* BEGIN Records supplied *

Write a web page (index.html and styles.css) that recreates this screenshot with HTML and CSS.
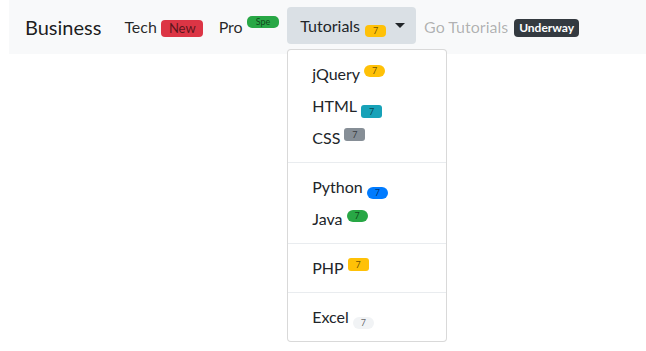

* END Records supplied *
* BEGIN Records supplied *

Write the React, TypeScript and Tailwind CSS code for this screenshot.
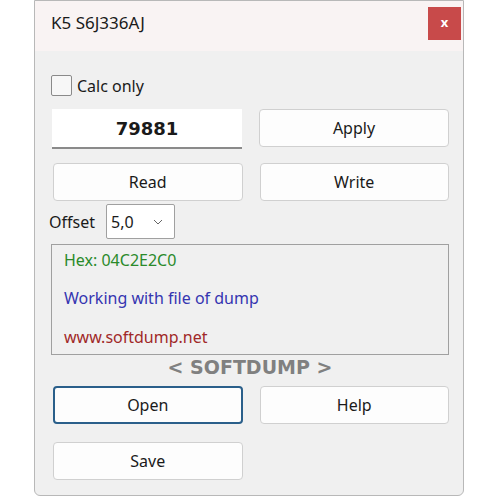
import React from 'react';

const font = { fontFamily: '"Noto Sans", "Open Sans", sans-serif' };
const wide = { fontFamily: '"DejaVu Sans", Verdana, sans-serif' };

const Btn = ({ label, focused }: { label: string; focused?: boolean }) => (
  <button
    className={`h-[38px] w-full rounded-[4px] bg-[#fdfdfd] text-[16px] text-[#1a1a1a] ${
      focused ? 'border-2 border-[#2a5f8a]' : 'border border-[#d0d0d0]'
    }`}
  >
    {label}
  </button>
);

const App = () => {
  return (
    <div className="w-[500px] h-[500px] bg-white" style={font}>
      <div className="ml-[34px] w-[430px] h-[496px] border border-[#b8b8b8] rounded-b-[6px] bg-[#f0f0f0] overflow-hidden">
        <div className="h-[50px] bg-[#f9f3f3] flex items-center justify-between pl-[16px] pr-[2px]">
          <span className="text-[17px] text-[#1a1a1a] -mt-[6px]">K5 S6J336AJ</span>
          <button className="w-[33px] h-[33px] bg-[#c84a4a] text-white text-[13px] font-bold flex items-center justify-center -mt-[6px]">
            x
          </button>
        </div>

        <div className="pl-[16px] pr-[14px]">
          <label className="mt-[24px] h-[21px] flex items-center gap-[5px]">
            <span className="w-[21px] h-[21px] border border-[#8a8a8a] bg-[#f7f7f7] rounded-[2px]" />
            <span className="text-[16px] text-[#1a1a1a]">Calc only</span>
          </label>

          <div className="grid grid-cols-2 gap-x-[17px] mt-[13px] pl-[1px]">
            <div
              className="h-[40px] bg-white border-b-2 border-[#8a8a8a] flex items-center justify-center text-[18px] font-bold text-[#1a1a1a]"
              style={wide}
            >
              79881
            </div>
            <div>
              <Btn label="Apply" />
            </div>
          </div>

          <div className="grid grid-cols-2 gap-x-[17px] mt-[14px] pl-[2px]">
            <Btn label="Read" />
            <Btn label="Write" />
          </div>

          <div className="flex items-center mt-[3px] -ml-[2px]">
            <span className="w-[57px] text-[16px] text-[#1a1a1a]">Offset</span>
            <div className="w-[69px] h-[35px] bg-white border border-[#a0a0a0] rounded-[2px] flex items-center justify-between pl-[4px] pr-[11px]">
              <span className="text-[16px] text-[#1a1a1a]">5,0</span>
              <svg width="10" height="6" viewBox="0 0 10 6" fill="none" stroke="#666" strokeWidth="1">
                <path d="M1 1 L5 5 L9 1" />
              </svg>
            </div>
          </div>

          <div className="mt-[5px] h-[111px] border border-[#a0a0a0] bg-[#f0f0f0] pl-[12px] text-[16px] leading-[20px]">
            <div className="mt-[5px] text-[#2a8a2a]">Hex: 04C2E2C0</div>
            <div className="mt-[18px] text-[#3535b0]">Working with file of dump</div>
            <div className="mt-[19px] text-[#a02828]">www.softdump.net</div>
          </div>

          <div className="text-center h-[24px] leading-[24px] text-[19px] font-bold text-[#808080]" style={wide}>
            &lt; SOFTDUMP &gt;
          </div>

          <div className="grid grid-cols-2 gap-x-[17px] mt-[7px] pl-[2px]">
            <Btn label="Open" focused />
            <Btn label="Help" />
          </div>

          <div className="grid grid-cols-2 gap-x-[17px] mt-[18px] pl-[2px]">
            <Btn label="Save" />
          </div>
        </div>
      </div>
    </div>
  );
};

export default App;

* END Records supplied *
* BEGIN Records supplied *

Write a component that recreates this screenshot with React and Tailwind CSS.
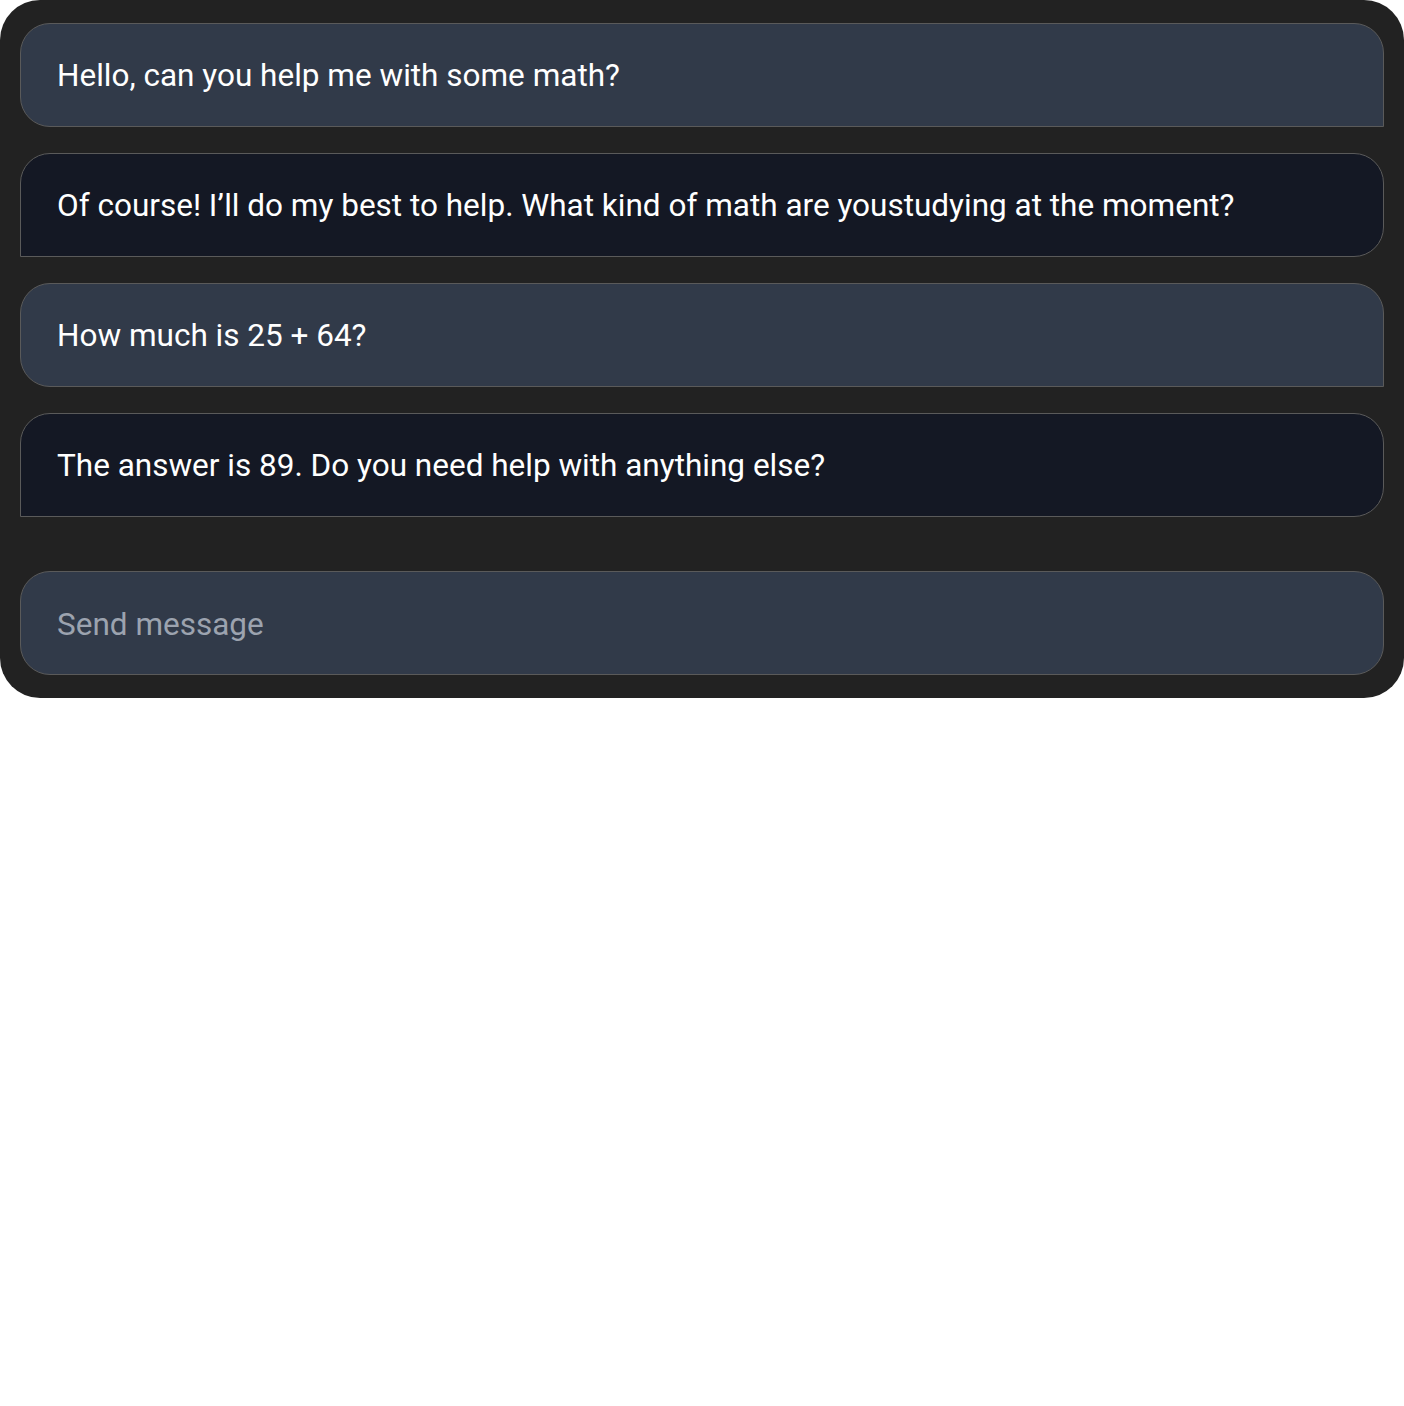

* END Records supplied *

Aim
Report how many lines of the listing hold the string "that", giving only the number.

Task answer
2